HST exemption given to newspapers

Newspaper subscribers will not have to pay the additional eight per cent sales tax when the new Harmonized Sales Tax comes into effect in July 2010. The news of new ‘point of sale rebates’ was announced Thursday by Ontario Premier Dalton McGuinty, along with exemptions for some prepared foods and beverages.

 

“Community newspapers will be exempt from the HST. We thought long and hard about that one. We came to the conclusion that newspapers continue to play a vital role in democracy. They help engender an informed civil discourse. Everybody's got an opinion, but sometimes they are uninformed,” the Premier told CCNA President Mike Williscraft (Niagara this Week) in a telephone conversation on Thursday morning when making the announcement. “Newspapers play a vital role in that regard, so there is going to be a new exemption for our newspapers when it comes to HST, which, otherwise, would have been applied.”

 

OCNA President Abbas Homayed (Sudbury Northern Life) spoke with Sudbury MPP Rick Bartolucci at a community event on Thursday.

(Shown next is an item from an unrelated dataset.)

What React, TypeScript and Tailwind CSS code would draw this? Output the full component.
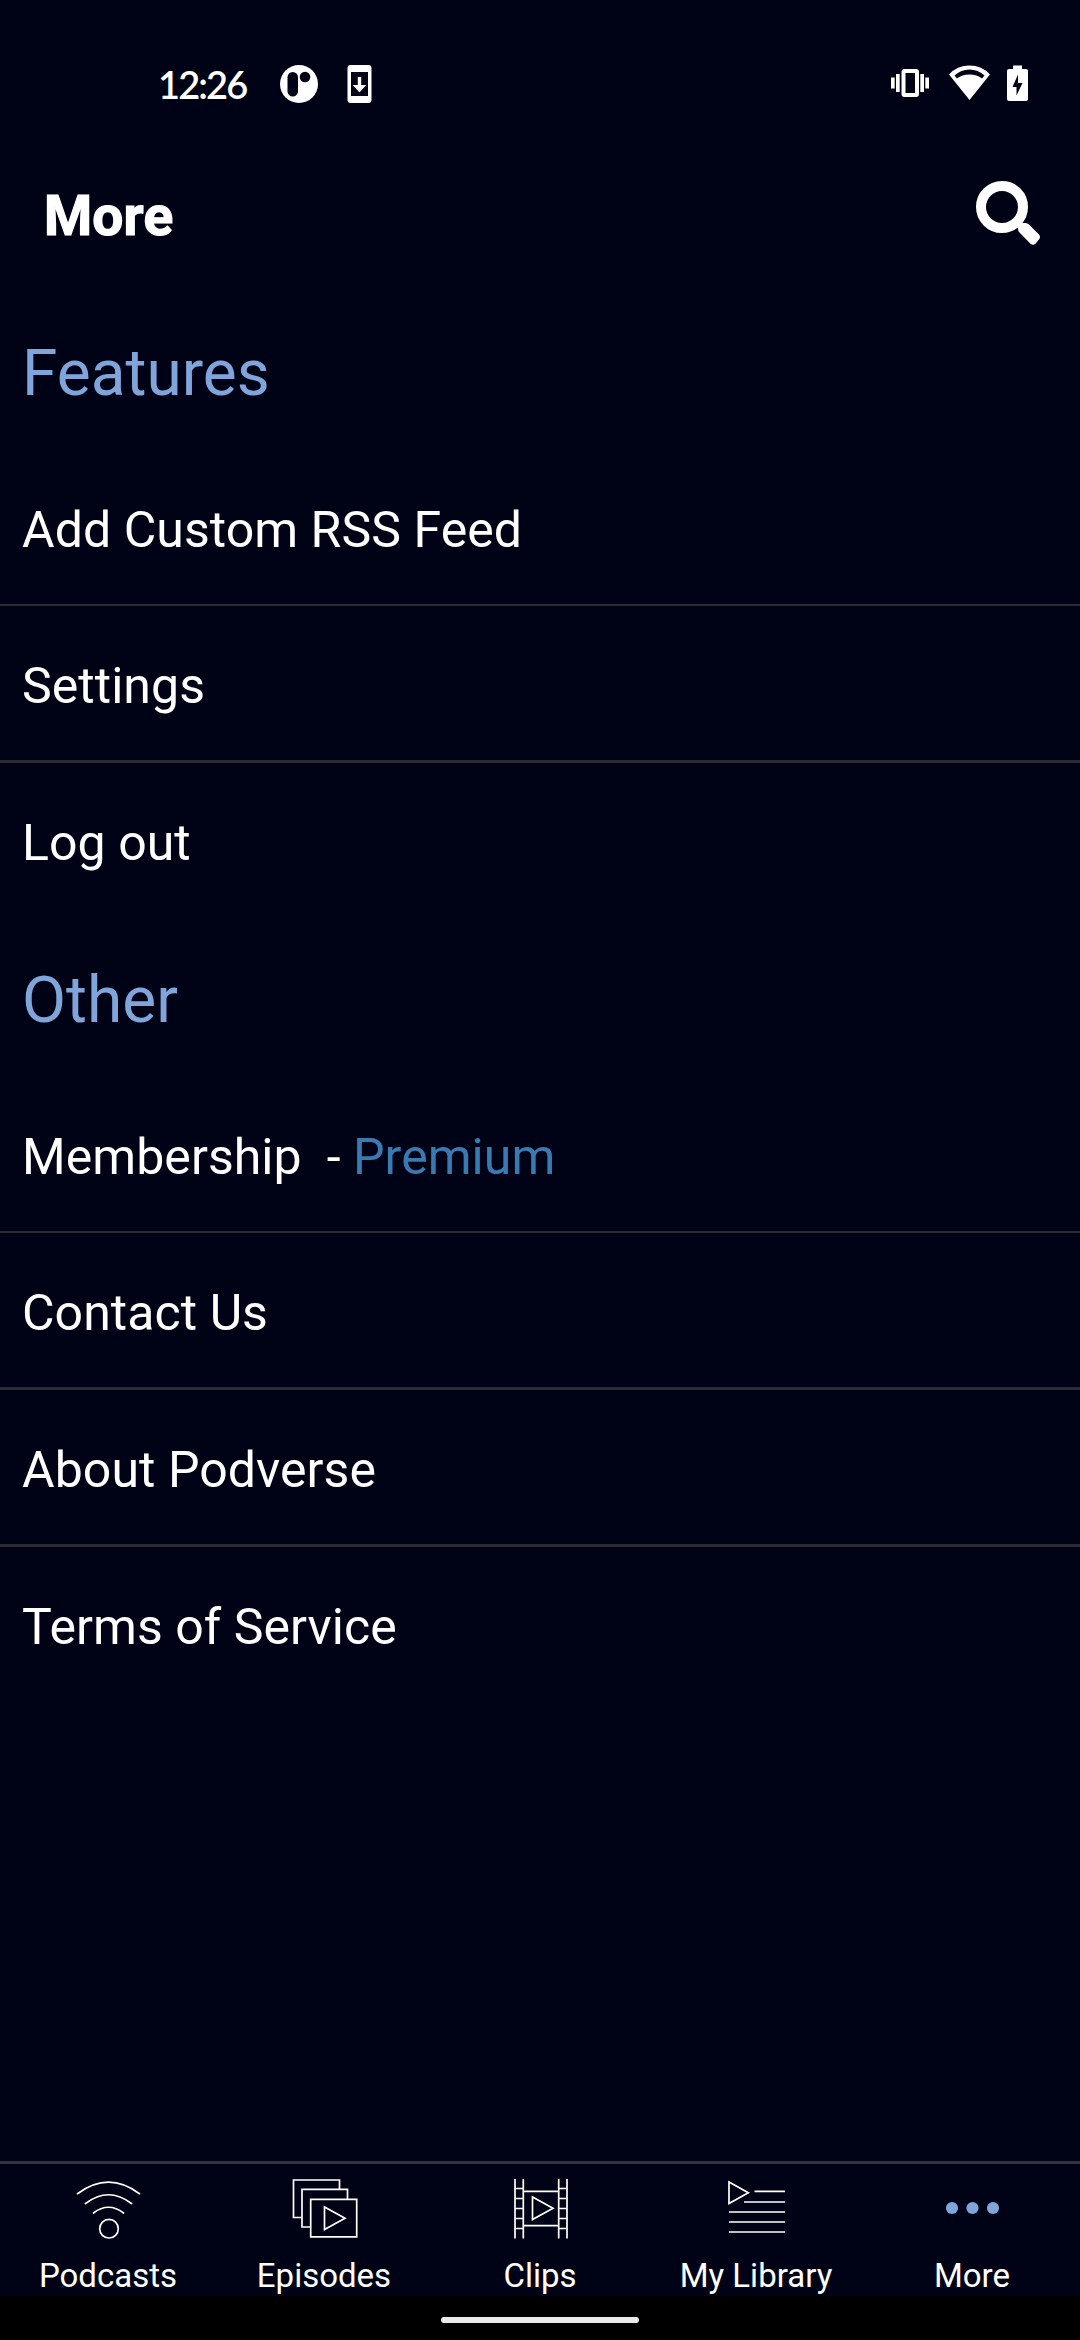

Bartolucci said OCNA Publishers did a great job of stating their case during the OCNA Queen’s Park Day on October 21. Publishers from across Ontario attended meetings with MPPs and Ministers throughout the day to speak our case that newspaper readers should not be faced with an additional tax to read the news of their communities.

 

Although our industry has not been successful in obtaining an HST exemption for Classified Advertising as well, the point-of-sale rebate for subscribers will benefit readers of more than 120 community newspapers in Ontario, said OCNA Executive Director Anne Lannan. She credits CCNA/CNA CEO John Hinds who advocated on this issue throughout the summer on behalf of community and daily newspapers in the province. Our collective voices were heard.

 

The provincial government has classified newspapers as print newspapers that contain news, editorials, feature stories or other information of interest to the general public, and that are published at regular intervals, typically on a daily, weekly or monthly basis, but not flyers, inserts, magazines, periodicals and shoppers.